NAHA, Okinawa, Japan --
Engines roared and calm blue water churned white as boats cruised under the bright Okinawa sun. Marines in groups of three piloted small green boats across the quiet industrial port, practicing elaborate patters of turns, spins, lateral movements and sudden stops.
Combat engineers with Improved Ribbon Bridge (IRB) Platoon, Bridge Company, 9th Engineer Support Battalion, 3rd Marine Logistics Group practiced piloting bridge erection boats (BEBs) Jan. 29, 2019 at Naha Military Port. The Marines, designated as BEB operators, were tested on a series of maneuvers at the port in order to attain BEB licenses.
“We’re practicing maneuvers in the boats that allow us to move bridge bays into place during rafting and bridging operations,” said Cpl. Malon Johnson, a combat engineer with IRB Plt., Bridge Co., 9th ESB, 3rd MLG. “I’m out here working to earn my license with the rest of the Marines.”
BEBS are used to move and connect Improved Ribbon Bridge (IRB) bays, which is a tactical bridging system that can span an across wet gaps, which are bodies of water, greater than 100 meters or can function as a raft to ferry vehicles and equipment across larger bodies of water.
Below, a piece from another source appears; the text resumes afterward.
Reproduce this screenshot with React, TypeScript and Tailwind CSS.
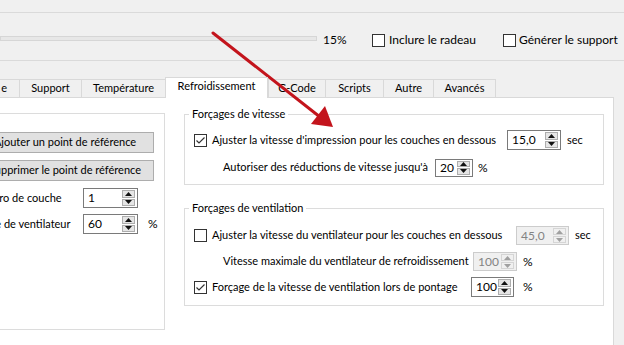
import React from "react";

function Check({ checked }: { checked?: boolean }) {
  return (
    <span className="flex h-[13px] w-[13px] shrink-0 items-center justify-center border border-[#333333] bg-white">
      {checked && (
        <svg width="11" height="11" viewBox="0 0 11 11">
          <path d="M1.5 5.5 L4 8 L9.5 2.5" fill="none" stroke="#333333" strokeWidth="1.2" />
        </svg>
      )}
    </span>
  );
}

function Arrow({ up, disabled }: { up?: boolean; disabled?: boolean }) {
  return (
    <svg width="7" height="4" viewBox="0 0 7 4">
      <path d={up ? "M0 4 L3.5 0 L7 4Z" : "M0 0 L3.5 4 L7 0Z"} fill={disabled ? "#a0a0a0" : "#111111"} />
    </svg>
  );
}

function Spin({ value, size, disabled }: { value: string; size: string; disabled?: boolean }) {
  return (
    <div
      className={`flex shrink-0 border ${size} ${
        disabled ? "border-[#cccccc] bg-[#f0f0f0] text-[#838383]" : "border-[#7a7a7a] bg-white text-black"
      }`}
    >
      <div className="flex flex-1 items-center pl-[4px] text-[12px] leading-none">{value}</div>
      <div className="flex w-[15px] flex-col gap-[1px] py-[1px] pr-[2px]">
        <div
          className={`flex flex-1 items-center justify-center border ${
            disabled ? "border-[#d5d5d5] bg-[#f0f0f0]" : "border-[#adadad] bg-[#e5e5e5]"
          }`}
        >
          <Arrow up disabled={disabled} />
        </div>
        <div
          className={`flex flex-1 items-center justify-center border ${
            disabled ? "border-[#d5d5d5] bg-[#f0f0f0]" : "border-[#adadad] bg-[#e5e5e5]"
          }`}
        >
          <Arrow disabled={disabled} />
        </div>
      </div>
    </div>
  );
}

function Tab({ label, w, active }: { label: string; w: string; active?: boolean }) {
  return (
    <div
      className={`flex shrink-0 items-center justify-center border-l border-t border-[#d9d9d9] ${w} ${
        active ? "relative z-10 -mb-px h-[21px] border-r bg-white pb-[3px]" : "h-[18px] bg-[#f0f0f0]"
      }`}
    >
      {label}
    </div>
  );
}

export default function App() {
  return (
    <div className="relative h-[345px] w-[624px] overflow-hidden bg-[#f0f0f0] font-['Lato',sans-serif] text-[11px] text-black">
      {/* top line */}
      <div className="h-[13px] border-b border-[#dadada]" />
      {/* toolbar row */}
      <div className="flex h-[48px] items-center border-b border-[#dadada] pt-[7px]">
        <div className="mb-[3px] h-[5px] w-[317px] shrink-0 border border-[#d6d6d6] bg-[#e7e7e7]" />
        <div className="ml-[6px] w-[49px] shrink-0 text-[12px]">15%</div>
        <Check />
        <div className="ml-[4px] w-[114px] shrink-0 whitespace-nowrap text-[12px]">Inclure le radeau</div>
        <Check />
        <div className="ml-[3px] whitespace-nowrap text-[12px]">Générer le support</div>
      </div>
      <div className="h-[16px]" />
      {/* tabs */}
      <div className="flex h-[20px] items-end whitespace-nowrap">
        <div className="flex h-[18px] w-[19px] shrink-0 items-center justify-end overflow-hidden border-t border-[#d9d9d9] bg-[#f0f0f0] pr-[12px]">
          e
        </div>
        <Tab label="Support" w="w-[62px]" />
        <Tab label="Température" w="w-[84px]" />
        <Tab label="Refroidissement" w="w-[103px]" active />
        <Tab label="G-Code" w="w-[57px]" />
        <Tab label="Scripts" w="w-[58px]" />
        <Tab label="Autre" w="w-[50px]" />
        <div className="flex h-[18px] w-[63px] shrink-0 items-center justify-center border-x border-t border-[#d9d9d9] bg-[#f0f0f0]">
          Avancés
        </div>
      </div>
      {/* pane */}
      <div className="flex h-[248px] w-[614px] items-start border-r border-t border-[#d9d9d9] bg-white">
        {/* left group */}
        <div className="-ml-[36px] mt-[15px] flex h-[217px] w-[201px] shrink-0 flex-col border border-[#dcdcdc] pt-[18px] whitespace-nowrap">
          <div className="ml-[9px] flex h-[21px] w-[180px] items-center justify-center border border-[#adadad] bg-[#e1e1e1] pl-[2px]">
            Ajouter un point de référence
          </div>
          <div className="ml-[9px] mt-[7px] flex h-[21px] w-[180px] items-center justify-center border border-[#adadad] bg-[#e1e1e1] pl-[2px]">
            Supprimer le point de référence
          </div>
          <div className="mt-[7px] flex h-[20px] items-center">
            <div className="ml-[1px] w-[117px] shrink-0 pl-[4px]">Numéro de couche</div>
            <Spin value="1" size="w-[55px] h-[20px]" />
          </div>
          <div className="mt-[6px] flex h-[20px] items-center">
            <div className="ml-[1px] w-[117px] shrink-0">Vitesse de ventilateur</div>
            <Spin value="60" size="w-[55px] h-[20px]" />
            <div className="ml-[10px] text-[12px]">%</div>
          </div>
        </div>
        {/* right column */}
        <div className="ml-[19px] flex w-[420px] shrink-0 flex-col whitespace-nowrap">
          <fieldset className="mt-[8px] border border-[#dcdcdc] pb-[7px]">
            <legend className="ml-[4px] h-[16px] px-[3px] leading-[16px]">Forçages de vitesse</legend>
            <div className="mt-[8px] flex h-[20px] items-center">
              <div className="ml-[9px]">
                <Check checked />
              </div>
              <div className="ml-[5px] w-[295px] shrink-0">Ajuster la vitesse d'impression pour les couches en dessous</div>
              <Spin value="15,0" size="w-[54px] h-[20px]" />
              <div className="ml-[6px]">sec</div>
            </div>
            <div className="mt-[8px] flex h-[19px] items-center">
              <div className="ml-[38px] w-[212px] shrink-0">Autoriser des réductions de vitesse jusqu'à</div>
              <Spin value="20" size="w-[38px] h-[18px]" />
              <div className="ml-[5px] text-[12px]">%</div>
            </div>
          </fieldset>
          <fieldset className="mt-[15px] border border-[#dcdcdc] pb-[8px]">
            <legend className="ml-[4px] h-[16px] px-[3px] leading-[16px]">Forçages de ventilation</legend>
            <div className="mt-[10px] flex h-[19px] items-center">
              <div className="ml-[9px]">
                <Check />
              </div>
              <div className="ml-[5px] w-[304px] shrink-0">Ajuster la vitesse du ventilateur pour les couches en dessous</div>
              <Spin value="45,0" size="w-[53px] h-[19px]" disabled />
              <div className="ml-[6px]">sec</div>
            </div>
            <div className="mt-[7px] flex h-[19px] items-center">
              <div className="ml-[38px] w-[250px] shrink-0">Vitesse maximale du ventilateur de refroidissement</div>
              <Spin value="100" size="w-[44px] h-[19px]" disabled />
              <div className="ml-[6px] text-[12px]">%</div>
            </div>
            <div className="mt-[6px] flex h-[20px] items-center">
              <div className="ml-[9px]">
                <Check checked />
              </div>
              <div className="ml-[5px] w-[259px] shrink-0">Forçage de la vitesse de ventilation lors de pontage</div>
              <Spin value="100" size="w-[43px] h-[20px]" />
              <div className="ml-[9px] text-[12px]">%</div>
            </div>
          </fieldset>
        </div>
      </div>
      {/* red annotation arrow */}
      <svg className="pointer-events-none absolute left-0 top-0" width="624" height="345" viewBox="0 0 624 345">
        <line x1="213" y1="33" x2="320" y2="117" stroke="#c3141c" strokeWidth="3" strokeLinecap="round" />
        <polygon points="333,127 311,124 325,106" fill="#c3141c" />
      </svg>
    </div>
  );
}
The boat operators can use the BEBs to push individual IRB bays across bodies of water to get initial supplies and equipment to the opposite shore, then line up and connect the bays to create a sturdy bridge for units to transport across with the rest of their vehicles and equipment.
“The BEBs are highly maneuverable, highly agile and can move a significant amount of weight,” said 1st Lt. Daniel Asheim, the commanding officer of IRB Plt., Bridge Co. “As we license new BEB operators, we ensure we are mission capable by maintaining depth in our personnel readiness as well as taking the time to operationally check and maintain our gear.”
The boat operator licensing process begins with classroom instruction periods and written test, then the combat engineers move to Naha Military Port to complete the practical application portion of their testing.
“The practical application portion of the test starts with basic maneuvers, such as starting the boat and conducting preventative maintenance checks and services,” Asheim said. “From there, we move into more advanced maneuvers such as ‘crab-walking,’ which is moving the boat laterally across the water.”
According to Asheim, training the Bridge Co. combat engineers to think and react quickly provides an invaluable skill set to the unit as well as the III Marine Expeditionary Force area of operations.
“This licensing functional exercise really sets a baseline for readiness for our platoon, making sure we have licensed operators at all times,” Asheim said. It provides a mobility asset to [III Marine Expeditionary Force] and the MLG that allows us to foster logistics across a [body of water]. IRB operations and employment really benefits III MEF as a whole.”